For now we can remind ourselves that the Monkees outsold both the Beatles and the Rolling Stones in 1967. Wait a moment. Allow that to sink in.
The debate about whether that puts them in the same league with their lesser-selling peers is a debate for another day.
Just know this: That success and every Monkee fan’s favorite argument for legitimacy never would have happened if Davy Jones wasn’t a part of it.
The Monkees – Look Out (Here Comes Tomorrow)

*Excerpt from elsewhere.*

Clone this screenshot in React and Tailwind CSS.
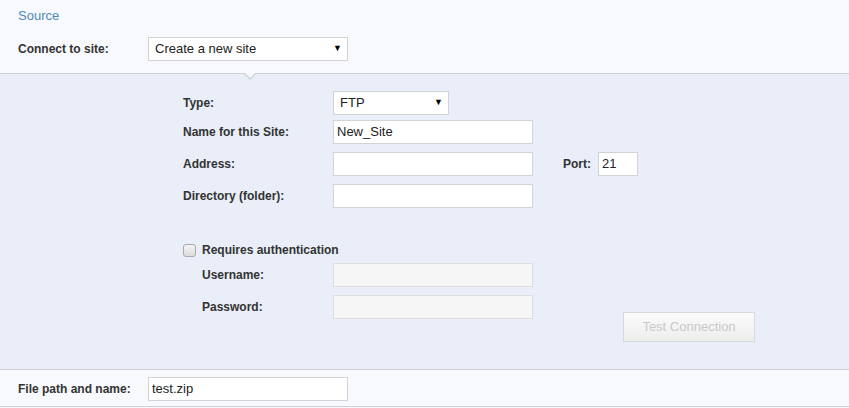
const Field = ({ value = "", disabled = false, className = "" }) => (
  <div
    className={`h-[24px] border flex items-center px-[3px] text-[13px] text-[#222] ${
      disabled ? "bg-[#f6f6f6] border-[#dedede]" : "bg-white border-[#d3d3d3]"
    } ${className}`}
  >
    {value}
  </div>
);

const Select = ({ value, className = "" }) => (
  <div
    className={`h-[24px] bg-white border border-[#d3d3d3] flex items-center justify-between pl-[6px] pr-[5px] text-[13px] text-[#222] ${className}`}
  >
    <span>{value}</span>
    <span className="text-[9px] text-black">▼</span>
  </div>
);

const Label = ({ children, className = "" }) => (
  <span className={`text-[12px] font-bold text-[#333] ${className}`}>{children}</span>
);

export default function App() {
  return (
    <div className="w-[849px] h-[408px] bg-[#f7f9fd] font-['Liberation_Sans',Arial,sans-serif] overflow-hidden">
      {/* source header */}
      <div className="px-[18px] pt-[9px] pb-[12px] border-b border-[#cfd3d9]">
        <div className="text-[13px] leading-[14px] text-[#5089b8]">Source</div>
        <div className="mt-[14px] flex items-center">
          <Label className="w-[130px]">Connect to site:</Label>
          <Select value="Create a new site" className="w-[200px]" />
        </div>
      </div>

      {/* site settings panel */}
      <div className="relative h-[295px] bg-[#e9eef8] pl-[183px] pt-[17px]">
        <div className="absolute left-[243px] -top-[1px] w-0 h-0 border-l-[7px] border-r-[7px] border-t-[7px] border-l-transparent border-r-transparent border-t-[#cfd3d9]" />
        <div className="absolute left-[244px] -top-[2px] w-0 h-0 border-l-[6px] border-r-[6px] border-t-[6px] border-l-transparent border-r-transparent border-t-[#f7f9fd]" />

        <div className="flex items-center">
          <Label className="w-[150px]">Type:</Label>
          <Select value="FTP" className="w-[116px]" />
        </div>
        <div className="mt-[5px] flex items-center">
          <Label className="w-[150px]">Name for this Site:</Label>
          <Field value="New_Site" className="w-[200px]" />
        </div>
        <div className="mt-[8px] flex items-center">
          <Label className="w-[150px]">Address:</Label>
          <Field className="w-[200px]" />
          <Label className="ml-[30px] w-[35px]">Port:</Label>
          <Field value="21" className="w-[40px]" />
        </div>
        <div className="mt-[8px] flex items-center">
          <Label className="w-[150px]">Directory (folder):</Label>
          <Field className="w-[200px]" />
        </div>

        <div className="mt-[34px] flex">
          <div className="w-[350px]">
            <div className="h-[16px] flex items-center">
              <span className="w-[13px] h-[13px] rounded-[3px] border border-[#a9a9a9] bg-gradient-to-b from-[#f4f4f4] to-[#dcdcdc]" />
              <Label className="ml-[6px]">Requires authentication</Label>
            </div>
            <div className="mt-[5px] flex items-center pl-[19px]">
              <Label className="w-[131px]">Username:</Label>
              <Field disabled className="w-[200px]" />
            </div>
            <div className="mt-[8px] flex items-center pl-[19px]">
              <Label className="w-[131px]">Password:</Label>
              <Field disabled className="w-[200px]" />
            </div>
          </div>
          <div className="pl-[90px] pt-[70px]">
            <button
              disabled
              className="w-[132px] h-[30px] border border-[#d9d9d9] bg-gradient-to-b from-[#fbfbfb] to-[#ededed] text-[13px] text-[#c9c9c9]"
            >
              Test Connection
            </button>
          </div>
        </div>
      </div>

      {/* destination file */}
      <div className="border-t border-b border-[#cdd1d6] px-[18px] pt-[7px] pb-[5px] flex items-center">
        <Label className="w-[130px]">File path and name:</Label>
        <Field value="test.zip" className="w-[200px]" />
      </div>
    </div>
  );
}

Like “I’m a Believer” and “A Little Bit Me, A Little Bit You,” this track was actually written by Mr. Jewish Elvis himself, Neil Diamond. Taken from the Monkees’ 1967 sophomore effort More of the Monkees (a piecemeal attempt by Colgems to cash in on the Monkees success, Nesmith hated the album and once called it “the worst album in the history of the world ever”), I actually think this is one of Jones’ better lead vocals for the group. Dolenz’s backing vocal threatens to overpower Jones, but Jones rises to the challenge on the chorus—listen to the growl in that “I see all kinds of sorrow” bit. It’s kind of like he’s saying “Back off. Mine.” Then he kind of undermines that strength with those “I love you” whispers over the guitar breaks, but c’est la vie. Everyone’s going to be posting “Daydream Believer” or “A Little Bit Me, A Little Bit You” in the next couple days (or, hopefully, that great performance of “Girl” from “A Very Brady Movie”—laugh out loud worthy). Here’s a cool track that helps stoke the “Hey, you know the Monkees were actually pretty f*cking good” argument. Even if they didn’t write this or play any of the instruments.
The Monkees weren’t about music, Marge. They were about rebellion, about political and social upheaval!